● **Problem requirements**:
From the listing that follows, reproduce only the lines from the one holding "Clone this screenshot" through the one holding "border-[#dee2e6] bg-white px-3", both included, with no pictures.

● **Raw records**:
>> Begin
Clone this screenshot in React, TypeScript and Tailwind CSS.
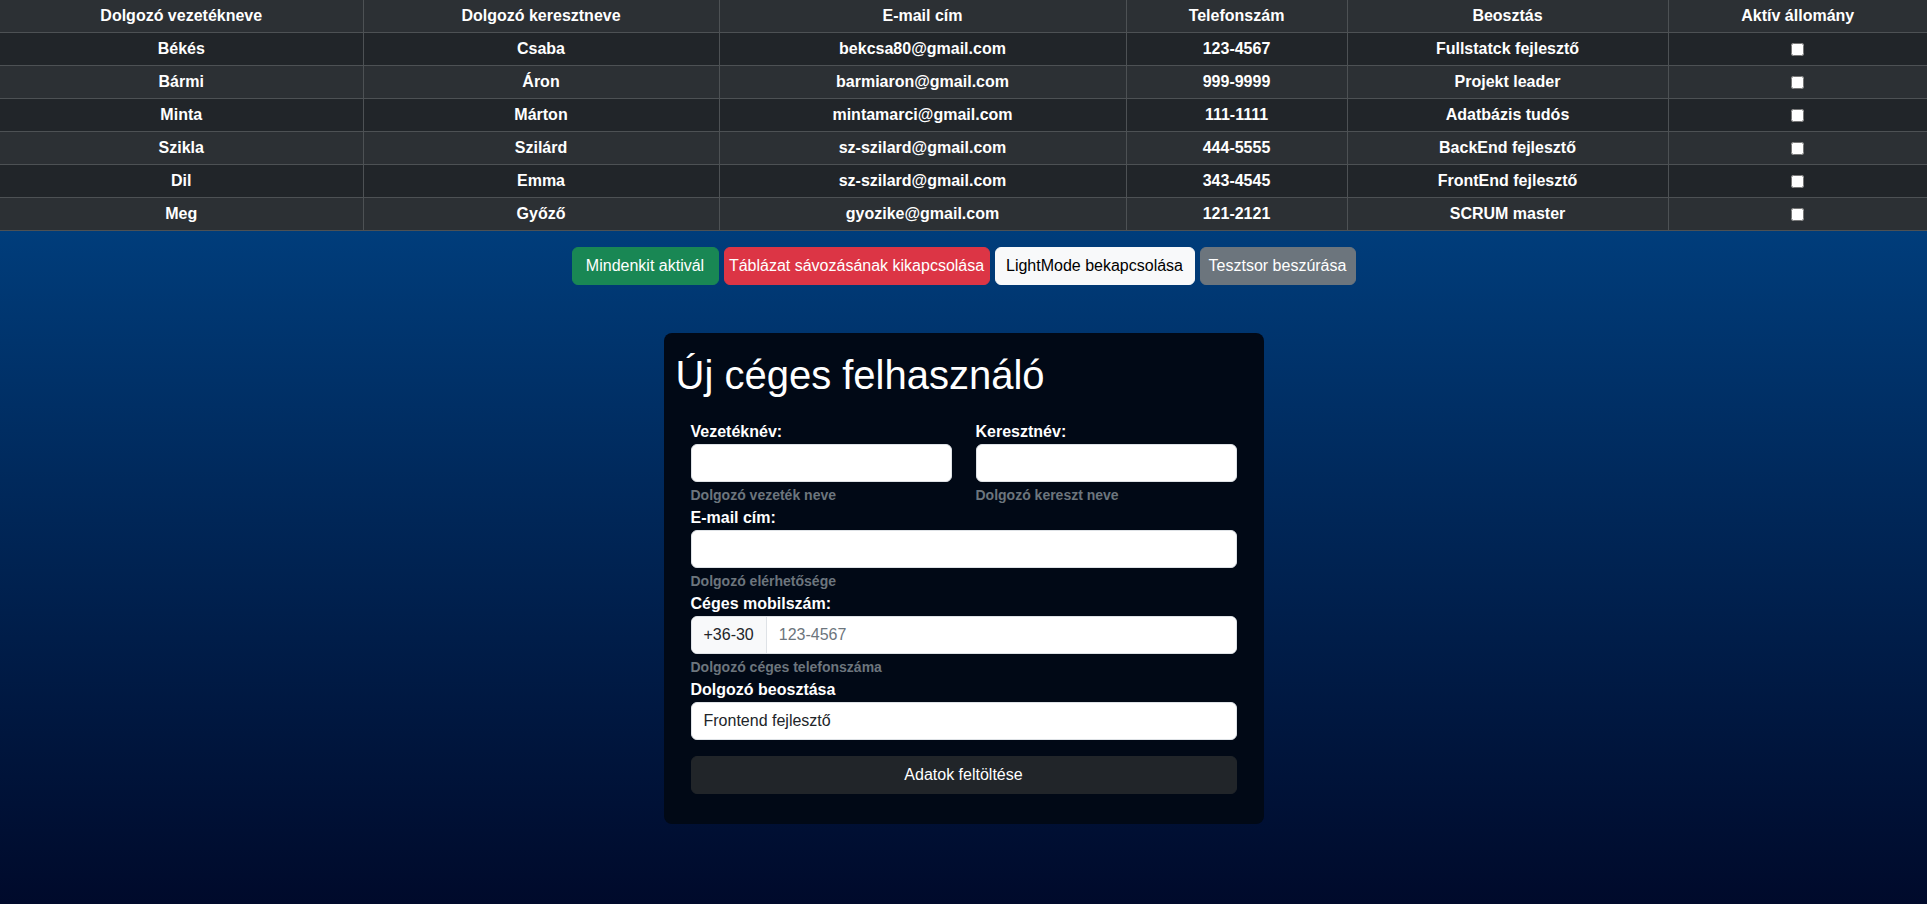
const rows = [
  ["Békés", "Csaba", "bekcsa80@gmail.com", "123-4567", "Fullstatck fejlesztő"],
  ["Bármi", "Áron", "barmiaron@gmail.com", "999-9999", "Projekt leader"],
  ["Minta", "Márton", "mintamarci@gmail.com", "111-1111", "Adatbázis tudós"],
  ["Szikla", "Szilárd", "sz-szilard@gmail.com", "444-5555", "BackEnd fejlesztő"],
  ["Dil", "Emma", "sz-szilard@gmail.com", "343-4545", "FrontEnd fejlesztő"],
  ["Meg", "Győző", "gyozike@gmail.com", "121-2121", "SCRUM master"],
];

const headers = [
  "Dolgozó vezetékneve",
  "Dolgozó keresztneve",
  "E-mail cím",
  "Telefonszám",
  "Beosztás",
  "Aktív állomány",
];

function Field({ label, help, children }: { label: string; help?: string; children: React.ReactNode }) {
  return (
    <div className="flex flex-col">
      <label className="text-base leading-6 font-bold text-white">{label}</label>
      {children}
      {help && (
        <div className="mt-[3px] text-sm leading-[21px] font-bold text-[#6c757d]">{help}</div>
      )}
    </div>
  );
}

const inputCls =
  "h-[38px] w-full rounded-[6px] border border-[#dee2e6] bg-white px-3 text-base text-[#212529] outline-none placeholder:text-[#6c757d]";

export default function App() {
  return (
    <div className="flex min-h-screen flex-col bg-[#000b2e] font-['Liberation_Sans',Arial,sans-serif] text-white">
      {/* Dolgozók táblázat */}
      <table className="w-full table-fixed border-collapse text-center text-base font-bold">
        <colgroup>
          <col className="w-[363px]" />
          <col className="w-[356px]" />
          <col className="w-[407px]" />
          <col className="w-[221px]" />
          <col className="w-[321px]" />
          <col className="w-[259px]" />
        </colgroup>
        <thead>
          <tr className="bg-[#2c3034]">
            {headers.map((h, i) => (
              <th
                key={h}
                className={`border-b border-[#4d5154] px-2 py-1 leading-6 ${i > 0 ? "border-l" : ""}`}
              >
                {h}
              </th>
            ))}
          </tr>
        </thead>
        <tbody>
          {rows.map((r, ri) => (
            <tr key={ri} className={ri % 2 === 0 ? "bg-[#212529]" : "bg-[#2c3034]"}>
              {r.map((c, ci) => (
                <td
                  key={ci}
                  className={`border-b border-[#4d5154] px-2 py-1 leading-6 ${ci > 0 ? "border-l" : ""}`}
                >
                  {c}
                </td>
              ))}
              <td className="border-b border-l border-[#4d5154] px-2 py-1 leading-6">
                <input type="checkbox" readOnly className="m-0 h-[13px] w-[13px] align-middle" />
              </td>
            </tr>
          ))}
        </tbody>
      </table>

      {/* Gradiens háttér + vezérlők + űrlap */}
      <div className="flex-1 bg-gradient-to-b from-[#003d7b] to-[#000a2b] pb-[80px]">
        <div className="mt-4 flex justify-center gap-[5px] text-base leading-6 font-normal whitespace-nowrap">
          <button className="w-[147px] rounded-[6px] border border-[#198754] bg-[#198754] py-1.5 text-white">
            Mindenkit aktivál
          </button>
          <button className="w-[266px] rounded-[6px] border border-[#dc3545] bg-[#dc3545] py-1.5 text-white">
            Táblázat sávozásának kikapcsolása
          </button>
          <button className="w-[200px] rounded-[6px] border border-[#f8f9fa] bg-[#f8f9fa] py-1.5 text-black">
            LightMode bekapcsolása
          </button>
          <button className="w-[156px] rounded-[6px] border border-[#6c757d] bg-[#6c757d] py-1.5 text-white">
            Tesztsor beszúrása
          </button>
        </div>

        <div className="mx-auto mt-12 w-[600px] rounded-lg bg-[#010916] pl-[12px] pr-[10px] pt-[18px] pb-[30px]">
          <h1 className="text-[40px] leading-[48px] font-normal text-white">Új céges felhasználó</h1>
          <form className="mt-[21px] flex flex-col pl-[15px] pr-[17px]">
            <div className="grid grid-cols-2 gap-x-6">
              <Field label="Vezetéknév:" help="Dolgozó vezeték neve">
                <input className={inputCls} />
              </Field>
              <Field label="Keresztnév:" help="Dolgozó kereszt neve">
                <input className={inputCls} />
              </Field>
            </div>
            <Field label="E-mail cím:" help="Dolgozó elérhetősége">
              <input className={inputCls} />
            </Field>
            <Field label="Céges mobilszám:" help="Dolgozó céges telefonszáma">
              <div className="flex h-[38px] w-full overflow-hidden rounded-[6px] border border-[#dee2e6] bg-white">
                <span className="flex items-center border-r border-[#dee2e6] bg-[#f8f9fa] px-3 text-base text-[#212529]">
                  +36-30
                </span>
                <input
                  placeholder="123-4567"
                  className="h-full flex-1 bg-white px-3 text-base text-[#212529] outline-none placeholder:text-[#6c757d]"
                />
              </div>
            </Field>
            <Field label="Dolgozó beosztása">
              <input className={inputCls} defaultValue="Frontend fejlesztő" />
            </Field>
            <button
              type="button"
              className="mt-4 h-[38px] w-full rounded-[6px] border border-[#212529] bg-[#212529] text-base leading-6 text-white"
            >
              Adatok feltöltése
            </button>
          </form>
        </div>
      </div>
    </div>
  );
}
>> End
>> Begin
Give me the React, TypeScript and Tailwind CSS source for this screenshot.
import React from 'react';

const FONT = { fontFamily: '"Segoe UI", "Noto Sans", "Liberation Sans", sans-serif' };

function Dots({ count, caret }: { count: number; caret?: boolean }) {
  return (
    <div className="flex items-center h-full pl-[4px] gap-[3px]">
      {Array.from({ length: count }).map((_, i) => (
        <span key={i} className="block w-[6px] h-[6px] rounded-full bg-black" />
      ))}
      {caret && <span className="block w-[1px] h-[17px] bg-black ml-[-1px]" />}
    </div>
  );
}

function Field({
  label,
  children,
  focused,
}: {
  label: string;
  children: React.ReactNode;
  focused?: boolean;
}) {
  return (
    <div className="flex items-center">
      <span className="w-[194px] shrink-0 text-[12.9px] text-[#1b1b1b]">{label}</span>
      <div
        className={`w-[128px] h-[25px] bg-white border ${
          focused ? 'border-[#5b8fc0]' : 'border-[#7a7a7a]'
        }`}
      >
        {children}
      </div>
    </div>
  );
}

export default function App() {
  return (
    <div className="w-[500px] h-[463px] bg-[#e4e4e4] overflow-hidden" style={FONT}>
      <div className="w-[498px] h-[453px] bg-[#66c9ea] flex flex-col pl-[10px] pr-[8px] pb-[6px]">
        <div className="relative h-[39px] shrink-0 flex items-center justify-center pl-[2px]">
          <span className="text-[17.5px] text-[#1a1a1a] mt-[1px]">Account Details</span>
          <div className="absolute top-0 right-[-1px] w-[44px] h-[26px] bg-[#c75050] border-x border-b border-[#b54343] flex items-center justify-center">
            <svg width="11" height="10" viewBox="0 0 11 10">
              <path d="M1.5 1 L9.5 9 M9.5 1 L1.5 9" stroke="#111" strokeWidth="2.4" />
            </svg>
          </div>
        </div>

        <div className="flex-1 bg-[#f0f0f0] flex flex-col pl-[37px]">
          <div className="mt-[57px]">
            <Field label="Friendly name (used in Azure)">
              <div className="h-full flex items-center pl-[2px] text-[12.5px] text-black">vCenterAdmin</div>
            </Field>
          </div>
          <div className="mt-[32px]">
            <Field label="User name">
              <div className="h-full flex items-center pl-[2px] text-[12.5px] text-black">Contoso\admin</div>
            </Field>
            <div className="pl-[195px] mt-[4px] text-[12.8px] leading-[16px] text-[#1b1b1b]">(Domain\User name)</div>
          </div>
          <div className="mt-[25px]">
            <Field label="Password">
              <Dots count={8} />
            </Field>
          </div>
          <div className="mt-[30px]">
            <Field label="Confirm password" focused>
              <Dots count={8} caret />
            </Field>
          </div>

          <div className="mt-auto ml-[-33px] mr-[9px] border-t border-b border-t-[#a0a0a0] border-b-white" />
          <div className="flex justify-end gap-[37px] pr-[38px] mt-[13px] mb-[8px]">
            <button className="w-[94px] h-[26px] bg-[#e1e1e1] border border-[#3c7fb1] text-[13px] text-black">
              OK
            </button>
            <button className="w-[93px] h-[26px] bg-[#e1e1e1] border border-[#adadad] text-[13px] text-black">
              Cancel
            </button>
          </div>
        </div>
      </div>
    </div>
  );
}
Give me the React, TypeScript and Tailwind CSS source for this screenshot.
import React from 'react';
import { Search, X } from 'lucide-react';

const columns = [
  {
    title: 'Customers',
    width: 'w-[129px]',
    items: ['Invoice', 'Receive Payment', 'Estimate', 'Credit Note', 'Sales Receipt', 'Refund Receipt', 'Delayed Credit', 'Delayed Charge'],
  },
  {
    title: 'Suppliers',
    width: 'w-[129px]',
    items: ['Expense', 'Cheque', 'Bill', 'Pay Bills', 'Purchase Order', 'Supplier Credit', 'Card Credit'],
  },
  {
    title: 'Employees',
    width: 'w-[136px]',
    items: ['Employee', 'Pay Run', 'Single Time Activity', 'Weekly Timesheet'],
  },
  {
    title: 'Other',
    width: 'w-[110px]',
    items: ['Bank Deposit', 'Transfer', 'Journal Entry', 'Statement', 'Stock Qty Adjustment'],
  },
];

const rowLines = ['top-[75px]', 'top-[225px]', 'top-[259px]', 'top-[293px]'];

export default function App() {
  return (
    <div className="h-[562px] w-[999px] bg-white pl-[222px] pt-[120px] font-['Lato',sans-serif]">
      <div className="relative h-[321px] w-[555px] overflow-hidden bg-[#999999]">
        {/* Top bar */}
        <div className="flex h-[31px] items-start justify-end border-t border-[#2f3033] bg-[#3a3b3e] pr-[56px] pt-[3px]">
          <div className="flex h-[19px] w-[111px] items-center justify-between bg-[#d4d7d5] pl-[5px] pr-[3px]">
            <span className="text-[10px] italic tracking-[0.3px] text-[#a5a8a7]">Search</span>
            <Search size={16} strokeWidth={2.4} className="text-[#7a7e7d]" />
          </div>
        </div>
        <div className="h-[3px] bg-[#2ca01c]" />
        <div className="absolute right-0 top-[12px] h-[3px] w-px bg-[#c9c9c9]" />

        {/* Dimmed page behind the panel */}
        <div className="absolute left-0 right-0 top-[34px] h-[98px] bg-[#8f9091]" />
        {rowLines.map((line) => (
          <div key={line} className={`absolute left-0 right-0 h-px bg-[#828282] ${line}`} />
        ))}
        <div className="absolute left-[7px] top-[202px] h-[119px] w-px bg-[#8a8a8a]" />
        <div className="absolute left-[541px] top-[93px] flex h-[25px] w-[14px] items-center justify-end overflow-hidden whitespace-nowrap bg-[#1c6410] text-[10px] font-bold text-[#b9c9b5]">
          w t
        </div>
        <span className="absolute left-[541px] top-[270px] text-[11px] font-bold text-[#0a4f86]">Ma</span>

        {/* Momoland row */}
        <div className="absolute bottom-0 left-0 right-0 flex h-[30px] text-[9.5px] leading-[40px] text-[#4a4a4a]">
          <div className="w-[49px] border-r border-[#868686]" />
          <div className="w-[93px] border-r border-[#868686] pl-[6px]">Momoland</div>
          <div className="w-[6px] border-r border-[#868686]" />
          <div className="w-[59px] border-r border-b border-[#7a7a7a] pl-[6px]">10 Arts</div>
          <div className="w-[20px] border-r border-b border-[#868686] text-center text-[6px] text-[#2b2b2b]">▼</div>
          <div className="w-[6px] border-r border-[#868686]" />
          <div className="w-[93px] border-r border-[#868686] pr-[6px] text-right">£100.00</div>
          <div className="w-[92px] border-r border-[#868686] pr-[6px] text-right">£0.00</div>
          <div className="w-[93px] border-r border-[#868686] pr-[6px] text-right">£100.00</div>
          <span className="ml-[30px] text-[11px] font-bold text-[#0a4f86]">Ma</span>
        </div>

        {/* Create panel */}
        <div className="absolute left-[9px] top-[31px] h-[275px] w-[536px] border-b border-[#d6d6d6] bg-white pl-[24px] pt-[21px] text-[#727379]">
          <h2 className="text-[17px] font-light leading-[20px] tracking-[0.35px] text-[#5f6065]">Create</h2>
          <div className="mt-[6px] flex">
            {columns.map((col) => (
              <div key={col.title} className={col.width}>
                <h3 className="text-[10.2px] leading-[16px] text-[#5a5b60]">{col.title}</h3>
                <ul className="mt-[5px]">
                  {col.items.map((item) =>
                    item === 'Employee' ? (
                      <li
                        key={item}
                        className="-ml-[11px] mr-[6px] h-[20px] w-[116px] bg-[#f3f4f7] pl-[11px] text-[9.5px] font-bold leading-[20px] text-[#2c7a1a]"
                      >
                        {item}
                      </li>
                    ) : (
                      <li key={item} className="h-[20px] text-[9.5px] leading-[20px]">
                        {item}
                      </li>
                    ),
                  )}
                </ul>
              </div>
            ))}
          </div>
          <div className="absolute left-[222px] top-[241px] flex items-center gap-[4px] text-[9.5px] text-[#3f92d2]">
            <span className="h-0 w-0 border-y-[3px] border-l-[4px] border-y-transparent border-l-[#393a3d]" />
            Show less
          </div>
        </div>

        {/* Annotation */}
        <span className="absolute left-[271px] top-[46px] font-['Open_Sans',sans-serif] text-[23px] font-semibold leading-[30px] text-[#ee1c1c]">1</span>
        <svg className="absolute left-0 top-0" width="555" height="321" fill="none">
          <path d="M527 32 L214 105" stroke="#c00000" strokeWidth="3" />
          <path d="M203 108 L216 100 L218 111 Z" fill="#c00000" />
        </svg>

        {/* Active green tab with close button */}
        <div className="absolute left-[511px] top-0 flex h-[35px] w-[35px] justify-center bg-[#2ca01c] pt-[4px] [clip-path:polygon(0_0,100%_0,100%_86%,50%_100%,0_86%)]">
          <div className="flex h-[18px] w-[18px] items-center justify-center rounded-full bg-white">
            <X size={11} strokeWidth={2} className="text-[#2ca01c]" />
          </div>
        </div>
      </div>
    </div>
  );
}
>> End
>> Begin
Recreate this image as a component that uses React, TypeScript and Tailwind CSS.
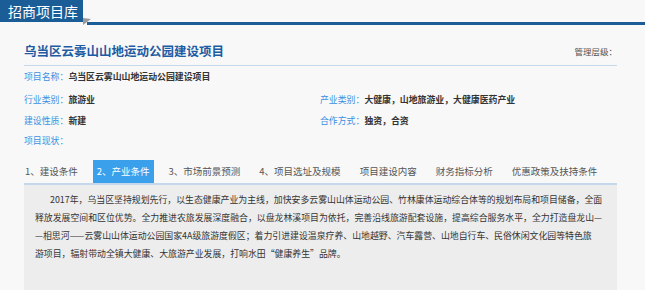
>> End
● **Output of the task**:
Clone this screenshot in React, TypeScript and Tailwind CSS.
const rows = [
  ["Békés", "Csaba", "bekcsa80@gmail.com", "123-4567", "Fullstatck fejlesztő"],
  ["Bármi", "Áron", "barmiaron@gmail.com", "999-9999", "Projekt leader"],
  ["Minta", "Márton", "mintamarci@gmail.com", "111-1111", "Adatbázis tudós"],
  ["Szikla", "Szilárd", "sz-szilard@gmail.com", "444-5555", "BackEnd fejlesztő"],
  ["Dil", "Emma", "sz-szilard@gmail.com", "343-4545", "FrontEnd fejlesztő"],
  ["Meg", "Győző", "gyozike@gmail.com", "121-2121", "SCRUM master"],
];

const headers = [
  "Dolgozó vezetékneve",
  "Dolgozó keresztneve",
  "E-mail cím",
  "Telefonszám",
  "Beosztás",
  "Aktív állomány",
];

function Field({ label, help, children }: { label: string; help?: string; children: React.ReactNode }) {
  return (
    <div className="flex flex-col">
      <label className="text-base leading-6 font-bold text-white">{label}</label>
      {children}
      {help && (
        <div className="mt-[3px] text-sm leading-[21px] font-bold text-[#6c757d]">{help}</div>
      )}
    </div>
  );
}

const inputCls =
  "h-[38px] w-full rounded-[6px] border border-[#dee2e6] bg-white px-3 text-base text-[#212529] outline-none placeholder:text-[#6c757d]";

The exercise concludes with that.